- _To do_
Extract everything from the first line through the line with "padding: 26px 10px", both ends included, except for any pictures.

⟨

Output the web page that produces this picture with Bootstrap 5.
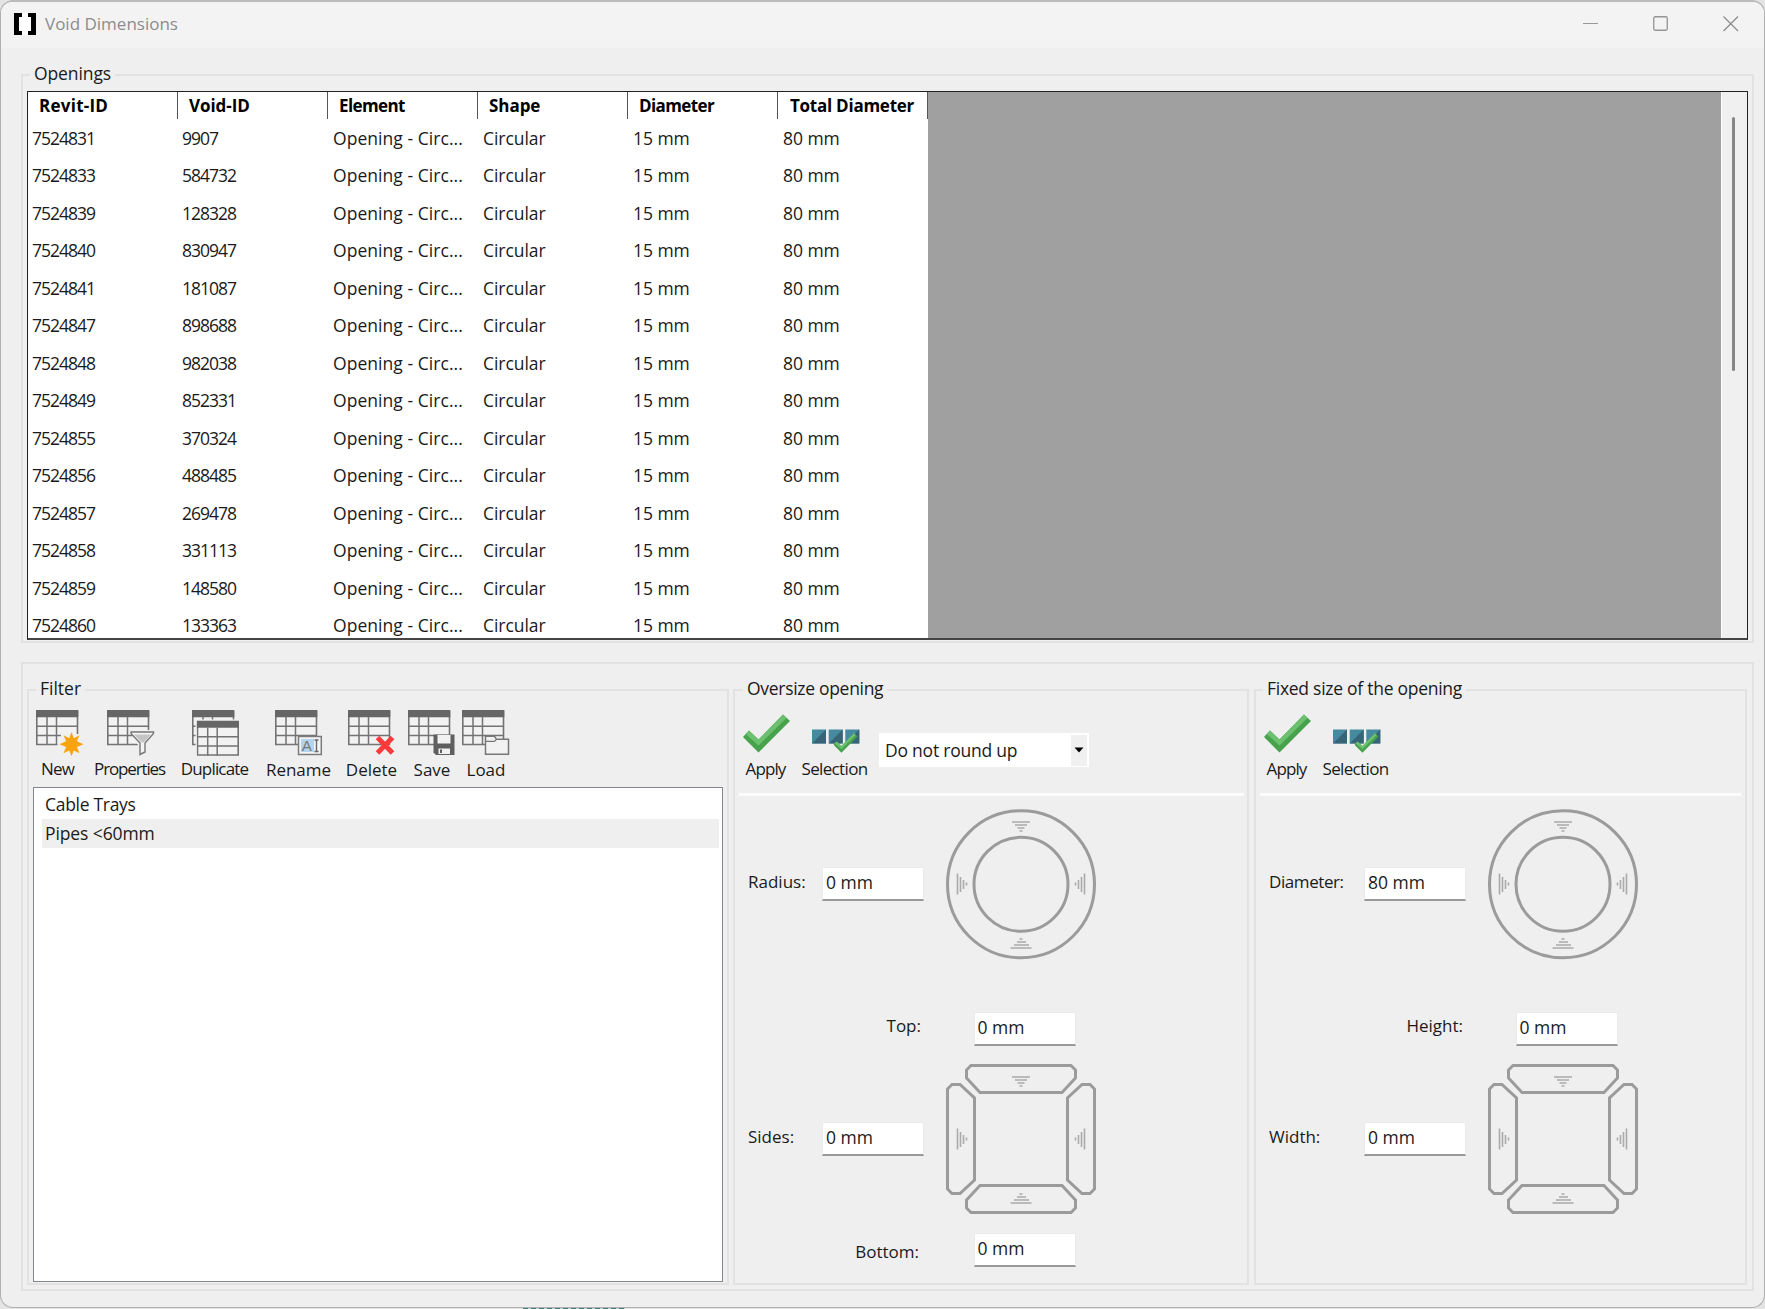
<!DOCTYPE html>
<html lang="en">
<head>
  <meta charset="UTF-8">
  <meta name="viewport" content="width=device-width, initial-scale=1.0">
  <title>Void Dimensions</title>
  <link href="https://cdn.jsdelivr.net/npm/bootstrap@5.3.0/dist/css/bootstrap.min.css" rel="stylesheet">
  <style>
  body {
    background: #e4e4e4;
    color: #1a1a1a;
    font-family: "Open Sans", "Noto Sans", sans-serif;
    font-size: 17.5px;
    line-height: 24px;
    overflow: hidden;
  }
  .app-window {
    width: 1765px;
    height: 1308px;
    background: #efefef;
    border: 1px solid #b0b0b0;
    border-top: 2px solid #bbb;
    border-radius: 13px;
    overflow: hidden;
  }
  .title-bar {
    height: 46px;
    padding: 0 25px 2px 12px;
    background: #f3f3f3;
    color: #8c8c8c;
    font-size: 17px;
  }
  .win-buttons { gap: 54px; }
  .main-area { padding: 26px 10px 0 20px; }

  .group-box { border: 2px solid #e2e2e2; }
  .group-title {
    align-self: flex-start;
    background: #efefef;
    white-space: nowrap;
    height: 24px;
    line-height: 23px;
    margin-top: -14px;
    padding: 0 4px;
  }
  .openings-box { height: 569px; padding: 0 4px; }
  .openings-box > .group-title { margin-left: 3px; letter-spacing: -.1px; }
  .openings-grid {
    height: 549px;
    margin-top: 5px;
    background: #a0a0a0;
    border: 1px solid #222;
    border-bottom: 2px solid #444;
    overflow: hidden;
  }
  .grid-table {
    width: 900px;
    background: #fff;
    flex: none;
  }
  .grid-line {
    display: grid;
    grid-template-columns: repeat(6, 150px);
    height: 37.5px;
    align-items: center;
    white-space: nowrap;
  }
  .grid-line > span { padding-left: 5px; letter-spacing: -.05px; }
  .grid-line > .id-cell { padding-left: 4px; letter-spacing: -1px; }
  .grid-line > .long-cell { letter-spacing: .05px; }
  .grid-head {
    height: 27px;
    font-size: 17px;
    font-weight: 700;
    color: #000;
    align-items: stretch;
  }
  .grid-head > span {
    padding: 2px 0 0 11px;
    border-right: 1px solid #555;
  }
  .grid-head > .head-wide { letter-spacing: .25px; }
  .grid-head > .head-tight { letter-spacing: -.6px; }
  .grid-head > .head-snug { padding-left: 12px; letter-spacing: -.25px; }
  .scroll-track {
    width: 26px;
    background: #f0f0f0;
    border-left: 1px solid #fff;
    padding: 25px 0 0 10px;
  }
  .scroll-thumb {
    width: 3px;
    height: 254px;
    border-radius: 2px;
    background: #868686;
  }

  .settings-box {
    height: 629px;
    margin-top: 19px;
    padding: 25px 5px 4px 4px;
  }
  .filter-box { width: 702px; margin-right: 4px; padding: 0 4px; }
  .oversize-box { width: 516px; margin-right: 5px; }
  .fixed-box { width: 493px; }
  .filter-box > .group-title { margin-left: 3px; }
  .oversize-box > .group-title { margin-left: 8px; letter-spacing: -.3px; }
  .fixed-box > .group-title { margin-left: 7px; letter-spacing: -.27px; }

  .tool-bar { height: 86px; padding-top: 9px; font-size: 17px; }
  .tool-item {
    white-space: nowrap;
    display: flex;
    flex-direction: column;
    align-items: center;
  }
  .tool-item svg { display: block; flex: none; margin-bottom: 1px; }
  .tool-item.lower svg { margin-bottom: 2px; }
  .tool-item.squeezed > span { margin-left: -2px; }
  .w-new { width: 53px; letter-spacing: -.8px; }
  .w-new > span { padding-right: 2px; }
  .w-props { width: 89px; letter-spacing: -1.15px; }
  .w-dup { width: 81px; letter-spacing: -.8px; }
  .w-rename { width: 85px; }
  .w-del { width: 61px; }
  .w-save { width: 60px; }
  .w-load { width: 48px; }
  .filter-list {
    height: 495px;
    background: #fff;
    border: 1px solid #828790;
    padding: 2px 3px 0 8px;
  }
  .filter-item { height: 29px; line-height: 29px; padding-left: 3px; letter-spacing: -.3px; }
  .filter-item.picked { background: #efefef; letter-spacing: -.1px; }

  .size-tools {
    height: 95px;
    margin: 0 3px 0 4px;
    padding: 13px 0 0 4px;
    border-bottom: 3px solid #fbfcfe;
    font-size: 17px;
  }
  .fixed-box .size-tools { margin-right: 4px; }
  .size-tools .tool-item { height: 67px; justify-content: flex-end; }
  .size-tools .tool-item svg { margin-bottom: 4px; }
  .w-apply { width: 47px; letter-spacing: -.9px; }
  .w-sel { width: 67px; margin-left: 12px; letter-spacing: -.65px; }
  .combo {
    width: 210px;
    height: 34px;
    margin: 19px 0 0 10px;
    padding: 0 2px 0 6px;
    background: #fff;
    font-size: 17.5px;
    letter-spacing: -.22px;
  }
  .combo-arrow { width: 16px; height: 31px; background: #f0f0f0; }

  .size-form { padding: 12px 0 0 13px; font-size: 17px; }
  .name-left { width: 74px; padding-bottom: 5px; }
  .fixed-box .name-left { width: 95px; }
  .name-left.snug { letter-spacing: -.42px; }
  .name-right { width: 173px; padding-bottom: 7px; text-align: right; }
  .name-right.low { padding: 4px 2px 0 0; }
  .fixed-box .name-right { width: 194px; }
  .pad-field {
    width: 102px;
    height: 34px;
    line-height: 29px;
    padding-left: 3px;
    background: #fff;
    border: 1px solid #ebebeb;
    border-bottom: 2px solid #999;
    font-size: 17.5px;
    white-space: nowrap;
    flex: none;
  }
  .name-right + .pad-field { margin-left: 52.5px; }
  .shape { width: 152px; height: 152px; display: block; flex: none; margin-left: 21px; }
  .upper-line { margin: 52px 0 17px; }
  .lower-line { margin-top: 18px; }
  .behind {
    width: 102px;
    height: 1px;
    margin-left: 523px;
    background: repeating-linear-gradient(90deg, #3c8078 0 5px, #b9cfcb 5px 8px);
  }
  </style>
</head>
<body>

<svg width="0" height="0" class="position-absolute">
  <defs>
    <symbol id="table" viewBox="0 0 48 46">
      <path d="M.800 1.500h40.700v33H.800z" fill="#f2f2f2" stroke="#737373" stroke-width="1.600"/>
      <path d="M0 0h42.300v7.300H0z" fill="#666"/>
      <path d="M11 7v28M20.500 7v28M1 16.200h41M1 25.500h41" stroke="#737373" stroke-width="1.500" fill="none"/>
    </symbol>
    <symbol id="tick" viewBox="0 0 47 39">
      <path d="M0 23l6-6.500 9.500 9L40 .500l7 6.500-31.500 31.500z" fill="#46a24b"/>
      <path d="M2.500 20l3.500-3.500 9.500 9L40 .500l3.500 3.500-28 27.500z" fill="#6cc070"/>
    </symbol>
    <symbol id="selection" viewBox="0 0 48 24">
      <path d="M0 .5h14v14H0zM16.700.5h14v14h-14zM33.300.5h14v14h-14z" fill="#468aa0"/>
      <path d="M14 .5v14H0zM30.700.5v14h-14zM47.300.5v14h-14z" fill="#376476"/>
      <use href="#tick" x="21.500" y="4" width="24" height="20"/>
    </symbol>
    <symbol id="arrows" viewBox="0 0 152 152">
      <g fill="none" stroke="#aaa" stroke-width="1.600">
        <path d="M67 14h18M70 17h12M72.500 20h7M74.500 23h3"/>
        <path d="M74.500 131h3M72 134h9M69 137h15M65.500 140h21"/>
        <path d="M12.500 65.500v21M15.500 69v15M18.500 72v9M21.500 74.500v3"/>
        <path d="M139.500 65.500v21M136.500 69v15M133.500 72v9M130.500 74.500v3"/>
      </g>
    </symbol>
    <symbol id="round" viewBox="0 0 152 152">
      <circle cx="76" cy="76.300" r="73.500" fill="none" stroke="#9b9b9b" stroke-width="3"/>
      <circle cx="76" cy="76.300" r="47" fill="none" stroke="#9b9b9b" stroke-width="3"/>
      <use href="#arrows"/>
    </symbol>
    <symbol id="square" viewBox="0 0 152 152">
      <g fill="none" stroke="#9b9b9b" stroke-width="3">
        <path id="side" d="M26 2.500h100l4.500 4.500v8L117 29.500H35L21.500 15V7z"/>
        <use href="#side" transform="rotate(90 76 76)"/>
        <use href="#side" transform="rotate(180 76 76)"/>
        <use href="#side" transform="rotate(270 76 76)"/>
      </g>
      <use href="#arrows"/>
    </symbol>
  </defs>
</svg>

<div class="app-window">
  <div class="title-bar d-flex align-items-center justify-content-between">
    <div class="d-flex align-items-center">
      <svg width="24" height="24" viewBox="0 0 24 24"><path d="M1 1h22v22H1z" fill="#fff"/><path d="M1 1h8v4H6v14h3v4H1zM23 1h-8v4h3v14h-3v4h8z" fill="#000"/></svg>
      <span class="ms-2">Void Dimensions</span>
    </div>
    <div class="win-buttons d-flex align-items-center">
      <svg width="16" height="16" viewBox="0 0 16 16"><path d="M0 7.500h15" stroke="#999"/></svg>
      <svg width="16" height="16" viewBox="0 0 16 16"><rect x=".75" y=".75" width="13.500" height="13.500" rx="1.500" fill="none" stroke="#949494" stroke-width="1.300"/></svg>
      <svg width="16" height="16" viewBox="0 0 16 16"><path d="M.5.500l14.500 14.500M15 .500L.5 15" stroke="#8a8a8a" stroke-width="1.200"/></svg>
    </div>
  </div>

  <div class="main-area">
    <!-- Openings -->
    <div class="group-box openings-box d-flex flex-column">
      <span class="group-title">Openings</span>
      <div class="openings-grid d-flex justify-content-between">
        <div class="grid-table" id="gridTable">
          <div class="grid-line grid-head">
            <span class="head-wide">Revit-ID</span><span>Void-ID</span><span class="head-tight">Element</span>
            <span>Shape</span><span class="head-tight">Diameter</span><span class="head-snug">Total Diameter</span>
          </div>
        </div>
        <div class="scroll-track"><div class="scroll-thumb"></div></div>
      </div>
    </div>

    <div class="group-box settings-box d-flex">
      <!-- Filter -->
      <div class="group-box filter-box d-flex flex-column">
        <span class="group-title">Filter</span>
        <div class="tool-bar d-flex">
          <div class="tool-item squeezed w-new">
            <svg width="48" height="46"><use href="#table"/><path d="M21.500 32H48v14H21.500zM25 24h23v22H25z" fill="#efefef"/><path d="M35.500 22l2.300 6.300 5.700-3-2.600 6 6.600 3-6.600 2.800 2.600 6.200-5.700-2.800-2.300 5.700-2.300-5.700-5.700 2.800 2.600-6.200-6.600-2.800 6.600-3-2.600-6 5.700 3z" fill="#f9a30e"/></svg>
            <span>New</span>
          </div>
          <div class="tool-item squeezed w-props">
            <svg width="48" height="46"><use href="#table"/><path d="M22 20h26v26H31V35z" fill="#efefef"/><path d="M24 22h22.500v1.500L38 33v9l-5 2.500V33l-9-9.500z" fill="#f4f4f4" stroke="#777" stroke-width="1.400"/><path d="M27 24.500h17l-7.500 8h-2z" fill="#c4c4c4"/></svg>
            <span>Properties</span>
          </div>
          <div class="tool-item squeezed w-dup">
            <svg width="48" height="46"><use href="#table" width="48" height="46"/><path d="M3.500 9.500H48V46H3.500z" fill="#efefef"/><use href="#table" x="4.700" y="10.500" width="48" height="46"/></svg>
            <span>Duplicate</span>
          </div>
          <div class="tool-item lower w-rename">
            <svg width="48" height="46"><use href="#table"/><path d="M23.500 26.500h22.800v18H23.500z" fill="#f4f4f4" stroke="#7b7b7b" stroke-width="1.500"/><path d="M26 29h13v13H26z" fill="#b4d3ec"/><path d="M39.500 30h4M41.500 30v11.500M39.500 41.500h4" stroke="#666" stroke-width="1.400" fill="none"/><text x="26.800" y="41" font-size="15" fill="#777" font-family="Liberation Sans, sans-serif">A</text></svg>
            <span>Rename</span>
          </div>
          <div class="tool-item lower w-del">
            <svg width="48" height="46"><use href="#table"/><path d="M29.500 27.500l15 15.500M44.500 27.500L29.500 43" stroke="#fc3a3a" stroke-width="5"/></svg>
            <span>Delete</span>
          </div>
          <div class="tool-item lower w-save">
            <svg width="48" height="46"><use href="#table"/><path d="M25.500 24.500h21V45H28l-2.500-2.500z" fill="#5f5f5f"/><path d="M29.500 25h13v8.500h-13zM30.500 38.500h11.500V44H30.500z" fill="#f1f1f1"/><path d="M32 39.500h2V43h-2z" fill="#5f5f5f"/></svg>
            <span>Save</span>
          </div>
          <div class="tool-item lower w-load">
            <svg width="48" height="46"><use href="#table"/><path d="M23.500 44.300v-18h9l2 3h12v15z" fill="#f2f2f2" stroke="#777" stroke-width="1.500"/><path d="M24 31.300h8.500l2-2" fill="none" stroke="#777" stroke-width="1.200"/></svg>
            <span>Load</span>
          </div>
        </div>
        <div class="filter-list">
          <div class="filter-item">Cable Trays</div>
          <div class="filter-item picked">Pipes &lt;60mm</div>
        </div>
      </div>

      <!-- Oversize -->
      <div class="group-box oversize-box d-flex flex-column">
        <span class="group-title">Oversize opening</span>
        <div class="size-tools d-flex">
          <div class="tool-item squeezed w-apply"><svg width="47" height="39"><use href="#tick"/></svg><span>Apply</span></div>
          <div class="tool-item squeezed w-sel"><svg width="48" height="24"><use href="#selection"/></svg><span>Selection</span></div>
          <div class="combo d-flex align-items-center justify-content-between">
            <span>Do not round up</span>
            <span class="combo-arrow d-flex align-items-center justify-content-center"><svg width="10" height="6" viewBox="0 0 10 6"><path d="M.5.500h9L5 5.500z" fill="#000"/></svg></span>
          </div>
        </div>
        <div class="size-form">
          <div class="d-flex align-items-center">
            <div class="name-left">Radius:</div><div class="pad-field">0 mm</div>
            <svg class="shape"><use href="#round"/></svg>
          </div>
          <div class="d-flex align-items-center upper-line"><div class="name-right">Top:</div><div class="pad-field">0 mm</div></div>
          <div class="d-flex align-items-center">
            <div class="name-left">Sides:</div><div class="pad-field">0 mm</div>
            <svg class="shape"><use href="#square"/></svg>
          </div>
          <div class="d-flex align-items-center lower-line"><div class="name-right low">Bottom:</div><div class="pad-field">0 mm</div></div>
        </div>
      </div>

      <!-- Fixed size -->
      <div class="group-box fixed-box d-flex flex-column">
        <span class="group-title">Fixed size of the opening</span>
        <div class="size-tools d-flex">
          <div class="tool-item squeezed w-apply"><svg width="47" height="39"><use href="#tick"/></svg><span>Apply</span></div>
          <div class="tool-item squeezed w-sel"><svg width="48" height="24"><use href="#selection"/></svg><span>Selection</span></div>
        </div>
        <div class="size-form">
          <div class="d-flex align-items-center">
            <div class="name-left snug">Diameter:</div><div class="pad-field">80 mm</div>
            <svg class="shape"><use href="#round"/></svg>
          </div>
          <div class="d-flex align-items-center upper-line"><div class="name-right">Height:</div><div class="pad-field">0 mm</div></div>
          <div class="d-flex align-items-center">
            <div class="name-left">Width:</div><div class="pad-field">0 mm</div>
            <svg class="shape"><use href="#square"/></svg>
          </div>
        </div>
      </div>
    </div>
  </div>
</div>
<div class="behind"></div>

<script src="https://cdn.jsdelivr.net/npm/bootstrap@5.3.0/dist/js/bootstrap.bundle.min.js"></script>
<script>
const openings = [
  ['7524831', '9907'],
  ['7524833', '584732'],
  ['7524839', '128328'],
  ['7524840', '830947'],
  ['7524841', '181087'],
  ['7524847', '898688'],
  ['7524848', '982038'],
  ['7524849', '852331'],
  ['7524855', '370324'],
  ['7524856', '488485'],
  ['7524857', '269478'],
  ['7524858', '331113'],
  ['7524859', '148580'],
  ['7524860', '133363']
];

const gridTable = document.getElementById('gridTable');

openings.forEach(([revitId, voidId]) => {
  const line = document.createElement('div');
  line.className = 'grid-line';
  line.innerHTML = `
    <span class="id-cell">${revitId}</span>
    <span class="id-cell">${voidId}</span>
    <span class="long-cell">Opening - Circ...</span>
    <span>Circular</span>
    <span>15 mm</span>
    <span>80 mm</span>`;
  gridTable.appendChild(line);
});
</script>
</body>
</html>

⟩

- _Solved exercise_
Output the web page that produces this picture with Bootstrap 5.
<!DOCTYPE html>
<html lang="en">
<head>
  <meta charset="UTF-8">
  <meta name="viewport" content="width=device-width, initial-scale=1.0">
  <title>Void Dimensions</title>
  <link href="https://cdn.jsdelivr.net/npm/bootstrap@5.3.0/dist/css/bootstrap.min.css" rel="stylesheet">
  <style>
  body {
    background: #e4e4e4;
    color: #1a1a1a;
    font-family: "Open Sans", "Noto Sans", sans-serif;
    font-size: 17.5px;
    line-height: 24px;
    overflow: hidden;
  }
  .app-window {
    width: 1765px;
    height: 1308px;
    background: #efefef;
    border: 1px solid #b0b0b0;
    border-top: 2px solid #bbb;
    border-radius: 13px;
    overflow: hidden;
  }
  .title-bar {
    height: 46px;
    padding: 0 25px 2px 12px;
    background: #f3f3f3;
    color: #8c8c8c;
    font-size: 17px;
  }
  .win-buttons { gap: 54px; }
  .main-area { padding: 26px 10px 0 20px; }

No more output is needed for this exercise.